Does anyone else see a parallel with GPL versions?
GPL v2 was decent and widely used, but the arrogant overseers decided to overstep their bounds when updating to a new point release, ignoring community feedback and concerns. While some people followed willingly to GPL v3, many simply jumped ship to licenses with less onerous terms, such as MIT, ASL, etc.
I wish someone would fork GPL v2 and keep the legal strength improvements while jettisoning the forced patent licensing and "de-Tivoising" provisions. I'm fed up with RMS's proselytizing.
As the title says: It's not only the dumb Gnome developers. There are others as well and they are just as much to blame as those arrogant Gnome people. When Gnome showed Gnome 3, the major Linux distributions had to sit together and come with a statement towards Gnome that they did not want this. This way Gnome could either go on in their own stubborn way, or decide to not do it and keep working on Gnome 2. Either way, we wouldn't have had Gnome 3.

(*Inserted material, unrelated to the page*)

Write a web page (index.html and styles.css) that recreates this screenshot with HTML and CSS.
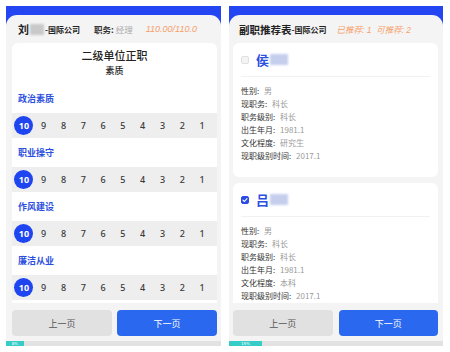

Do you all notice what has been going on for the last half year or so? Gnome released the Hell they call Gnome 3 and the distribution developers work night and day to come up with something they can put on top of it to make it at least a little usable: Ubuntu invented Unity, which to me is about the same as the Gnome Shell, Mint comes with MGSE (a bunch of extensions to try to bring back the old interface which Gnome killed), Mate (a Gnome 2 fork which is not stable yet and which also doesn't bring back the old feeling) and now Cinnamon (the latest idea to return to what was). Look at all the effort put into these attempts, the time and money this has cost already. And why? To clean up the mess Gnome made. And Gnome? They are laughing out loud because they get support without having to do anything, although they are the ones to blame for this mess.
People, stop using Gnome completely. Let them feel what they came up with is not what we want. Only by a massive refusal to use it will turn the tide. But it means we all have to do it, otherwise it won't work.
Be wise, be sensible and choose another DE than the hell Gnome is giving us.